* **EXERCISE**:
Tally the lines holding "this" and state only that figure.

[START SUPPLIED INFORMATION]

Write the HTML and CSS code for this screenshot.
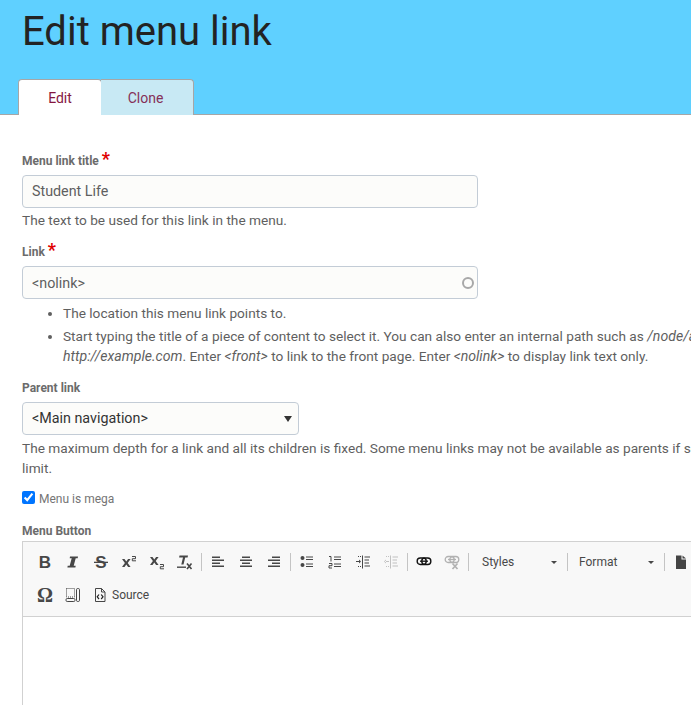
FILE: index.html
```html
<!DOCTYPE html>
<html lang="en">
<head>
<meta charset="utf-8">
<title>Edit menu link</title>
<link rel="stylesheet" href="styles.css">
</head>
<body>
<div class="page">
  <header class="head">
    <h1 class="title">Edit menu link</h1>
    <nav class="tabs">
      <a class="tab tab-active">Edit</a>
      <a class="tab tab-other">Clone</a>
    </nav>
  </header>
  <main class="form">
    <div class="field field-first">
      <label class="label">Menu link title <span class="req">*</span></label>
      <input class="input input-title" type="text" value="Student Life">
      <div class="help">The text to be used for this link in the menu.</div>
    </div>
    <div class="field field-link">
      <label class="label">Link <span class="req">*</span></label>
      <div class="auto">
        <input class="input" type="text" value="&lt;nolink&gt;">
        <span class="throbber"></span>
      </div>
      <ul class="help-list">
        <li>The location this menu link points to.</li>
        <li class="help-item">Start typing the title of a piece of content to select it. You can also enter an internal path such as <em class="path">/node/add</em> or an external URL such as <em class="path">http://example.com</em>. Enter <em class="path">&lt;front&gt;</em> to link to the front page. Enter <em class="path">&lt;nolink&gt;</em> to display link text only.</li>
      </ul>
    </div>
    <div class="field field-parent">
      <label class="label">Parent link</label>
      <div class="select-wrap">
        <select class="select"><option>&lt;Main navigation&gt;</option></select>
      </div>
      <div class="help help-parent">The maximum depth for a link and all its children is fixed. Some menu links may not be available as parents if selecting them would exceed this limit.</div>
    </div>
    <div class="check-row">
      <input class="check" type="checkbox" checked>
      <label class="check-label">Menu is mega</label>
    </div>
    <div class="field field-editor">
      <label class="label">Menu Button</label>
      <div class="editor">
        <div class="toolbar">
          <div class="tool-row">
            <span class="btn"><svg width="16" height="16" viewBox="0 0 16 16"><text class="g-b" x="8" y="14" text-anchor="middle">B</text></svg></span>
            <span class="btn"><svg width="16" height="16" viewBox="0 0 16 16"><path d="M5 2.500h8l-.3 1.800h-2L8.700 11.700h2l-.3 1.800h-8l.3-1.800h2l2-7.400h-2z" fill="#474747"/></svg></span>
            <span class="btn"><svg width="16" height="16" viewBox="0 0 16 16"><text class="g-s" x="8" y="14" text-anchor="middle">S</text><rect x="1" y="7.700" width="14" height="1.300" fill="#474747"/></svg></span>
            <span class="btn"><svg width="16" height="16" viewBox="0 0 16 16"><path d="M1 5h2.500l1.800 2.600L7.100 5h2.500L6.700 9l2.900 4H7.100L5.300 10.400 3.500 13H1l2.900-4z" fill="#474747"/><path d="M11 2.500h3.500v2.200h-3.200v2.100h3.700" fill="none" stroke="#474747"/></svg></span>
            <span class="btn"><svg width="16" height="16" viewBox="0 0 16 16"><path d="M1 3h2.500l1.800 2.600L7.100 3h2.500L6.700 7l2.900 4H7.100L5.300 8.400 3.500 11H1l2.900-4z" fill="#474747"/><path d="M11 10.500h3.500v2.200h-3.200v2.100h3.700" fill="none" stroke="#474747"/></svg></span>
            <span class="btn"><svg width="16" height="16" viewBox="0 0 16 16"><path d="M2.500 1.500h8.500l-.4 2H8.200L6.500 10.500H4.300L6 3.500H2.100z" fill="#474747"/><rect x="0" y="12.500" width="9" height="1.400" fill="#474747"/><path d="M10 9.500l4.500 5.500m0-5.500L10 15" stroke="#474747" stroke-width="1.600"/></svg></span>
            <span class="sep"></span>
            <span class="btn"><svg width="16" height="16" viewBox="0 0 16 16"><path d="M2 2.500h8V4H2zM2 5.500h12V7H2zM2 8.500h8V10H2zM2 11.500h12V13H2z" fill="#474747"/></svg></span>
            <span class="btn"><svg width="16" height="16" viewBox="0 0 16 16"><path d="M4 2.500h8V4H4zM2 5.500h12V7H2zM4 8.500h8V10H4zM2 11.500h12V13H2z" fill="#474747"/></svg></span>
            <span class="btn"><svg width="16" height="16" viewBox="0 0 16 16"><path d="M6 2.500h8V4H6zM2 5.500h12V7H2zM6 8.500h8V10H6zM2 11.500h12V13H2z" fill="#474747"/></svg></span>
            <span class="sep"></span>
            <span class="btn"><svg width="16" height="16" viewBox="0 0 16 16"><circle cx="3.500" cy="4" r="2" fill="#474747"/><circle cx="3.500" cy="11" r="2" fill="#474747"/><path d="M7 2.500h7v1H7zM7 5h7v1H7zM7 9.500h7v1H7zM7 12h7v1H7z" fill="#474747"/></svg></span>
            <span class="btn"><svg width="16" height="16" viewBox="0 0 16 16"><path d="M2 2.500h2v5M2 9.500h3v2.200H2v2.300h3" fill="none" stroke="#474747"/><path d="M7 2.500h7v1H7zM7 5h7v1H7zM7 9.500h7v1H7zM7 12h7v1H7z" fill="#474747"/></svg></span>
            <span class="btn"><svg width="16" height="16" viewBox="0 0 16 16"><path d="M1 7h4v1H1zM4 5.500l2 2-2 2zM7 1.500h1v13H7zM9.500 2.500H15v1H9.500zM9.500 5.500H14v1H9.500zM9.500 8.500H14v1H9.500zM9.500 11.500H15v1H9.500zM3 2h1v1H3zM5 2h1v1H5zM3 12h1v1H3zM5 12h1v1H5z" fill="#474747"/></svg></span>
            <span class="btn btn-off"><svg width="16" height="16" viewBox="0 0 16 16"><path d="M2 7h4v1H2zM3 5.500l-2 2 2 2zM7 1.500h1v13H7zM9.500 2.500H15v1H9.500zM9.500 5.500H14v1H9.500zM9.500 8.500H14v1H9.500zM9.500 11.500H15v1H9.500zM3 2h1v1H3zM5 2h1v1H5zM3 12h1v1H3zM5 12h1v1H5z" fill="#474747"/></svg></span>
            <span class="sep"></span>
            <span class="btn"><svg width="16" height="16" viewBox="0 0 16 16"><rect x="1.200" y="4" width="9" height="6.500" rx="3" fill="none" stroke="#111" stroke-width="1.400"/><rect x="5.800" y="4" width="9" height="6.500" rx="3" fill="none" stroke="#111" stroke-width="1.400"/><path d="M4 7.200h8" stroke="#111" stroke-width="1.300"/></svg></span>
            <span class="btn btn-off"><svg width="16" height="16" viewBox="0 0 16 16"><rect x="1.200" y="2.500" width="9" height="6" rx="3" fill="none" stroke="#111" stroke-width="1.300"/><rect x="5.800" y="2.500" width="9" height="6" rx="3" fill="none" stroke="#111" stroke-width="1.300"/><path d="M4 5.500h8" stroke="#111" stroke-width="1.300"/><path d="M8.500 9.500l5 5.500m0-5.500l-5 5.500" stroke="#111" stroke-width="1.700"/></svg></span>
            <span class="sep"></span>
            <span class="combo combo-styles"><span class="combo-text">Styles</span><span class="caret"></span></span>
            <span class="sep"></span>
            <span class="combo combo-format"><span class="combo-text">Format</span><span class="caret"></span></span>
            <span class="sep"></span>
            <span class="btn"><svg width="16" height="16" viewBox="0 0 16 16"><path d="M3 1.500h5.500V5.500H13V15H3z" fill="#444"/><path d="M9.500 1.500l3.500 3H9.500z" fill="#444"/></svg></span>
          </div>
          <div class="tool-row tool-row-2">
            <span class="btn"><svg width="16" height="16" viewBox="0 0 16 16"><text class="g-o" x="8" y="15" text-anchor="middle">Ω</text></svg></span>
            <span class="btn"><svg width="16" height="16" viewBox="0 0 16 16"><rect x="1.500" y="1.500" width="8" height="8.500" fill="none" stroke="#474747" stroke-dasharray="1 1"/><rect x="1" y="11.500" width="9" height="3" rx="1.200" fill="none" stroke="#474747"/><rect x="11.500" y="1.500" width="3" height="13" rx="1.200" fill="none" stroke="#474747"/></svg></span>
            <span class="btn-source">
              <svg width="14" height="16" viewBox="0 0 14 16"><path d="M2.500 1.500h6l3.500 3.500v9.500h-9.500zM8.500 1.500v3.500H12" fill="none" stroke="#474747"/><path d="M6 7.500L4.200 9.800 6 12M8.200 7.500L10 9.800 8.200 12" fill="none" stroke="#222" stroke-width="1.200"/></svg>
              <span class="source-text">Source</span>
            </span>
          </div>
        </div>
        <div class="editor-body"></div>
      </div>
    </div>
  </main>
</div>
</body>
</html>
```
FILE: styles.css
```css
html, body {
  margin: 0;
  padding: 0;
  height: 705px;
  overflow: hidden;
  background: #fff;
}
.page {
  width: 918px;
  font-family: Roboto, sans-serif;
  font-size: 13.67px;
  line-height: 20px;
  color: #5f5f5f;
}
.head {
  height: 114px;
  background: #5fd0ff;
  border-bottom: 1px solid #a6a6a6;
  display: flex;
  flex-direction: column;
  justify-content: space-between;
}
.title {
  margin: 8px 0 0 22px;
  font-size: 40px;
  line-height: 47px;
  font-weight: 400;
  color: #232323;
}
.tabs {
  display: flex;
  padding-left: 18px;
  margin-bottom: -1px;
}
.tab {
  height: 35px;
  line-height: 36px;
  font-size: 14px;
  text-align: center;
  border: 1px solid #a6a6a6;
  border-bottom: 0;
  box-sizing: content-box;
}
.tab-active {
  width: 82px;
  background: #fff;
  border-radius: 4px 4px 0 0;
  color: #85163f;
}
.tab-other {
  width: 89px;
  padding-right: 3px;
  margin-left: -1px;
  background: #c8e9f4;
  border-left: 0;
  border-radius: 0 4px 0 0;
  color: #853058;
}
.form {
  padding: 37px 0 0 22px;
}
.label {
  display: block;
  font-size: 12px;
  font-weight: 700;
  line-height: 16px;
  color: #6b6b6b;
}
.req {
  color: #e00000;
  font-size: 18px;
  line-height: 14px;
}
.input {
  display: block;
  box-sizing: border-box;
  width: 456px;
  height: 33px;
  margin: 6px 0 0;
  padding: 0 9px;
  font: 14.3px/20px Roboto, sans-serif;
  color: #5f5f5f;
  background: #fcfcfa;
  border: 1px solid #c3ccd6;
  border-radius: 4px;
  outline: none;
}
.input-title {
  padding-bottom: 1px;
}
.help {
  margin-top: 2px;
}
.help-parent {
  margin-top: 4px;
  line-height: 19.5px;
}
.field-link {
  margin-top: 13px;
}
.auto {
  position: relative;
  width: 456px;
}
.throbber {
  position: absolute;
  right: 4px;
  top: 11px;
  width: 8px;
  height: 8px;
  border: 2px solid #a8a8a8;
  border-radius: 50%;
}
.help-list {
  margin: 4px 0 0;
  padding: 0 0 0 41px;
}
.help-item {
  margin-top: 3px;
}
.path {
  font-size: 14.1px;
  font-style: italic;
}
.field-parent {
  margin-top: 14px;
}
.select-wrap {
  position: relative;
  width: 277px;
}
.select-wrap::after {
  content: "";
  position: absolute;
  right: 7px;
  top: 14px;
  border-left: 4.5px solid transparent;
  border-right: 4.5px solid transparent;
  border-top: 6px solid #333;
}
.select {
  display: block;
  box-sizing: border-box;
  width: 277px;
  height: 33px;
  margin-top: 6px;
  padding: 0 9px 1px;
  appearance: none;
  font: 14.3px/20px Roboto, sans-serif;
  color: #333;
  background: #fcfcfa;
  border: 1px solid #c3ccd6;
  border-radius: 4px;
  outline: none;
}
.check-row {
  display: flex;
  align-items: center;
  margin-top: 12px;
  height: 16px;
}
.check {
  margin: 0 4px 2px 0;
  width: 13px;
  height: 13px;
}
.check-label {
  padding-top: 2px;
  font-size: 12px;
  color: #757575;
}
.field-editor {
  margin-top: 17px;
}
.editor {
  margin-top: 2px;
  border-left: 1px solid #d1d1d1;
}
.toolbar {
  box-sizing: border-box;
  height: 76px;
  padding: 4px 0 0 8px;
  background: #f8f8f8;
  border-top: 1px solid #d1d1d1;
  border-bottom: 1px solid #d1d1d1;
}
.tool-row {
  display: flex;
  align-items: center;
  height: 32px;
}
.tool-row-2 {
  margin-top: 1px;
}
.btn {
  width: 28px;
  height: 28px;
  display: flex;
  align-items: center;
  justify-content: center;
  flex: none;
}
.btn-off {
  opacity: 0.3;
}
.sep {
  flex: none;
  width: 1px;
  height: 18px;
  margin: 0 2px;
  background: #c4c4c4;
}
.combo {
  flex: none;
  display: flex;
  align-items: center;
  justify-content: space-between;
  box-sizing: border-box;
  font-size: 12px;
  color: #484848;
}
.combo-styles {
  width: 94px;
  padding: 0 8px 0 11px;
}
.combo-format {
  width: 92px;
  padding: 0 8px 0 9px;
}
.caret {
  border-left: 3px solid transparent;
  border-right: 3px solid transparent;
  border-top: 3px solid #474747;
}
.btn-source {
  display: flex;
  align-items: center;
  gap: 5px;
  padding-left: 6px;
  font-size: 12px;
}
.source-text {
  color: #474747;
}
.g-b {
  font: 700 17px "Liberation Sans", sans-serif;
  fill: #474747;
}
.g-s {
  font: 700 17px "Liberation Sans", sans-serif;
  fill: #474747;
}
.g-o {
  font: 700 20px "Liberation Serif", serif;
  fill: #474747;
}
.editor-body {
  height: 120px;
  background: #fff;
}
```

[END SUPPLIED INFORMATION]

* **ANSWER**:
4